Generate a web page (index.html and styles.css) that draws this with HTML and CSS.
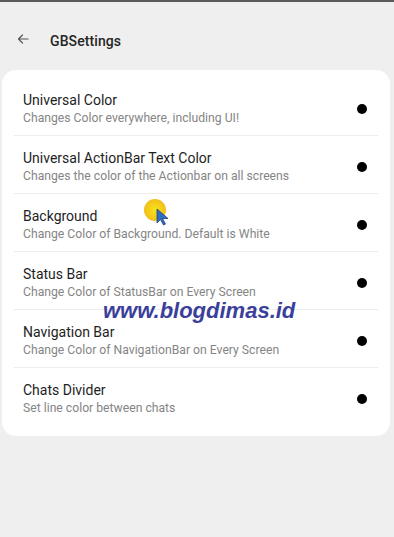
FILE: index.html
```html
<!DOCTYPE html>
<html>
<head>
<meta charset="utf-8">
<link rel="stylesheet" href="styles.css">
</head>
<body>
<div class="screen">
  <div class="topline"></div>
  <div class="statusbar"></div>
  <header class="appbar">
    <svg class="back" width="12" height="12" viewBox="0 0 12 12"><path d="M11 6H1.5M5.5 2L1.5 6l4 4" fill="none" stroke="#555" stroke-width="1.2" stroke-linecap="round" stroke-linejoin="round"/></svg>
    <span class="title">GBSettings</span>
  </header>
  <main class="card">
    <div class="row">
      <div class="texts"><div class="t">Universal Color</div><div class="s">Changes Color everywhere, including UI!</div></div>
      <span class="dot"></span>
    </div>
    <div class="row">
      <div class="texts"><div class="t">Universal ActionBar Text Color</div><div class="s">Changes the color of the Actionbar on all screens</div></div>
      <span class="dot"></span>
    </div>
    <div class="row">
      <div class="texts"><div class="t">Background</div><div class="s">Change Color of Background. Default is White</div></div>
      <span class="dot"></span>
    </div>
    <div class="row">
      <div class="texts"><div class="t">Status Bar</div><div class="s">Change Color of StatusBar on Every Screen</div></div>
      <span class="dot"></span>
    </div>
    <div class="row">
      <div class="texts"><div class="t">Navigation Bar</div><div class="s">Change Color of NavigationBar on Every Screen</div></div>
      <span class="dot"></span>
    </div>
    <div class="row">
      <div class="texts"><div class="t">Chats Divider</div><div class="s">Set line color between chats</div></div>
      <span class="dot"></span>
    </div>
  </main>
  <div class="watermark">www.blogdimas.id</div>
  <div class="cursor">
    <span class="halo"></span>
    <svg class="arrow" width="14" height="18" viewBox="0 0 14 18"><path d="M1 1L1 15L4.5 11.5L7.5 17L9.5 16L6.5 10.5L12 10.5Z" fill="#2f6fc0" stroke="#1d3f80" stroke-width="0.8" stroke-linejoin="round"/></svg>
  </div>
</div>
</body>
</html>
```
FILE: styles.css
```css
* { box-sizing: border-box; }
html, body { margin: 0; padding: 0; }
body {
  background: #efefef;
  font-family: Roboto, "Liberation Sans", sans-serif;
}
.screen {
  position: relative;
  width: 394px;
  height: 537px;
  overflow: hidden;
  background: #efefef;
}
.topline {
  height: 2px;
  background: #5a5a5a;
}
.statusbar {
  height: 12px;
}
.appbar {
  height: 54px;
  display: flex;
  align-items: center;
  padding-left: 17px;
  padding-top: 1px;
  padding-bottom: 2px;
}
.back { margin-right: 21px; margin-top: -3px; }
.title {
  font-size: 14px;
  font-weight: 500;
  color: #262626;
  letter-spacing: 0.1px;
}
.card {
  margin: 2px 4px 0 2px;
  background: #fff;
  border-radius: 14px;
  padding: 8px 12px 10px 12px;
}
.row {
  height: 58px;
  display: flex;
  align-items: center;
  padding: 5px 0 0 9px;
  border-bottom: 1px solid #ededed;
}
.row:last-child { border-bottom: none; }
.texts { flex: 1; }
.t {
  font-size: 14px;
  color: #1e1e1e;
  line-height: 17px;
}
.s {
  font-size: 12.2px;
  color: #858585;
  line-height: 17px;
  margin-top: 1px;
}
.dot {
  width: 10px;
  height: 10px;
  border-radius: 50%;
  background: #000;
  margin-right: 11px;
  margin-top: -1px;
}
.watermark {
  position: absolute;
  left: 103px;
  top: 298px;
  font-family: "Liberation Sans", sans-serif;
  font-weight: bold;
  font-style: italic;
  font-size: 22px;
  color: #3b3f9c;
}
.cursor {
  position: absolute;
  left: 144px;
  top: 199px;
  width: 30px;
  height: 30px;
}
.halo {
  position: absolute;
  left: 0;
  top: 0;
  width: 22px;
  height: 22px;
  border-radius: 50%;
  background: radial-gradient(circle, #f7e21a 0%, #f3c51a 60%, #eaa640 100%);
}
.arrow {
  position: absolute;
  left: 12px;
  top: 9px;
}
```
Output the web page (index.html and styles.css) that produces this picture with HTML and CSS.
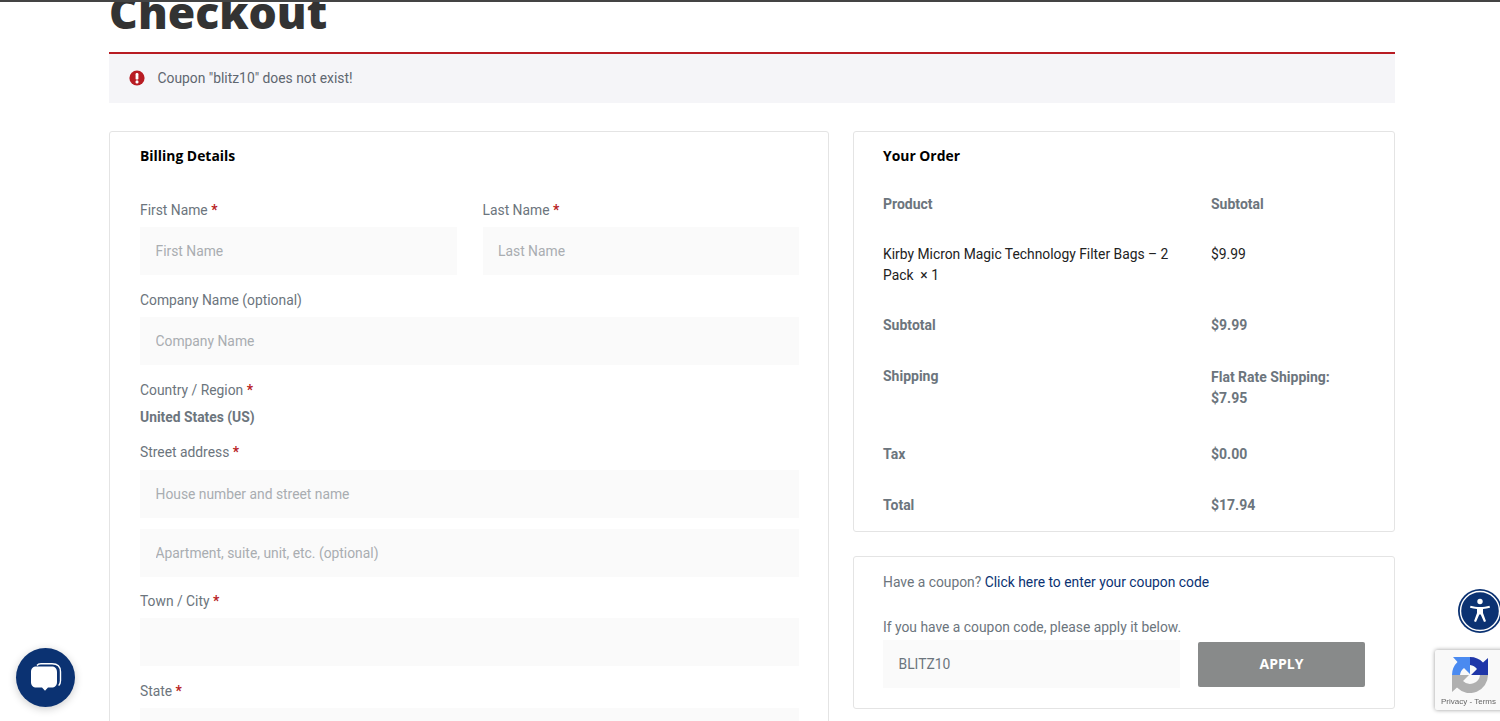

--- Exercise brief ---
The listing above must be printed again exactly, minus its pictures.

--- Response ---
Generate a web page (index.html and styles.css) that draws this with HTML and CSS.
FILE: index.html
```html
<!DOCTYPE html>
<html>
<head>
<meta charset="utf-8">
<link rel="stylesheet" href="styles.css">
</head>
<body>
<div class="screen">
  <div class="topline"></div>
  <div class="statusbar"></div>
  <header class="appbar">
    <svg class="back" width="12" height="12" viewBox="0 0 12 12"><path d="M11 6H1.5M5.5 2L1.5 6l4 4" fill="none" stroke="#555" stroke-width="1.2" stroke-linecap="round" stroke-linejoin="round"/></svg>
    <span class="title">GBSettings</span>
  </header>
  <main class="card">
    <div class="row">
      <div class="texts"><div class="t">Universal Color</div><div class="s">Changes Color everywhere, including UI!</div></div>
      <span class="dot"></span>
    </div>
    <div class="row">
      <div class="texts"><div class="t">Universal ActionBar Text Color</div><div class="s">Changes the color of the Actionbar on all screens</div></div>
      <span class="dot"></span>
    </div>
    <div class="row">
      <div class="texts"><div class="t">Background</div><div class="s">Change Color of Background. Default is White</div></div>
      <span class="dot"></span>
    </div>
    <div class="row">
      <div class="texts"><div class="t">Status Bar</div><div class="s">Change Color of StatusBar on Every Screen</div></div>
      <span class="dot"></span>
    </div>
    <div class="row">
      <div class="texts"><div class="t">Navigation Bar</div><div class="s">Change Color of NavigationBar on Every Screen</div></div>
      <span class="dot"></span>
    </div>
    <div class="row">
      <div class="texts"><div class="t">Chats Divider</div><div class="s">Set line color between chats</div></div>
      <span class="dot"></span>
    </div>
  </main>
  <div class="watermark">www.blogdimas.id</div>
  <div class="cursor">
    <span class="halo"></span>
    <svg class="arrow" width="14" height="18" viewBox="0 0 14 18"><path d="M1 1L1 15L4.5 11.5L7.5 17L9.5 16L6.5 10.5L12 10.5Z" fill="#2f6fc0" stroke="#1d3f80" stroke-width="0.8" stroke-linejoin="round"/></svg>
  </div>
</div>
</body>
</html>
```
FILE: styles.css
```css
* { box-sizing: border-box; }
html, body { margin: 0; padding: 0; }
body {
  background: #efefef;
  font-family: Roboto, "Liberation Sans", sans-serif;
}
.screen {
  position: relative;
  width: 394px;
  height: 537px;
  overflow: hidden;
  background: #efefef;
}
.topline {
  height: 2px;
  background: #5a5a5a;
}
.statusbar {
  height: 12px;
}
.appbar {
  height: 54px;
  display: flex;
  align-items: center;
  padding-left: 17px;
  padding-top: 1px;
  padding-bottom: 2px;
}
.back { margin-right: 21px; margin-top: -3px; }
.title {
  font-size: 14px;
  font-weight: 500;
  color: #262626;
  letter-spacing: 0.1px;
}
.card {
  margin: 2px 4px 0 2px;
  background: #fff;
  border-radius: 14px;
  padding: 8px 12px 10px 12px;
}
.row {
  height: 58px;
  display: flex;
  align-items: center;
  padding: 5px 0 0 9px;
  border-bottom: 1px solid #ededed;
}
.row:last-child { border-bottom: none; }
.texts { flex: 1; }
.t {
  font-size: 14px;
  color: #1e1e1e;
  line-height: 17px;
}
.s {
  font-size: 12.2px;
  color: #858585;
  line-height: 17px;
  margin-top: 1px;
}
.dot {
  width: 10px;
  height: 10px;
  border-radius: 50%;
  background: #000;
  margin-right: 11px;
  margin-top: -1px;
}
.watermark {
  position: absolute;
  left: 103px;
  top: 298px;
  font-family: "Liberation Sans", sans-serif;
  font-weight: bold;
  font-style: italic;
  font-size: 22px;
  color: #3b3f9c;
}
.cursor {
  position: absolute;
  left: 144px;
  top: 199px;
  width: 30px;
  height: 30px;
}
.halo {
  position: absolute;
  left: 0;
  top: 0;
  width: 22px;
  height: 22px;
  border-radius: 50%;
  background: radial-gradient(circle, #f7e21a 0%, #f3c51a 60%, #eaa640 100%);
}
.arrow {
  position: absolute;
  left: 12px;
  top: 9px;
}
```
Output the web page (index.html and styles.css) that produces this picture with HTML and CSS.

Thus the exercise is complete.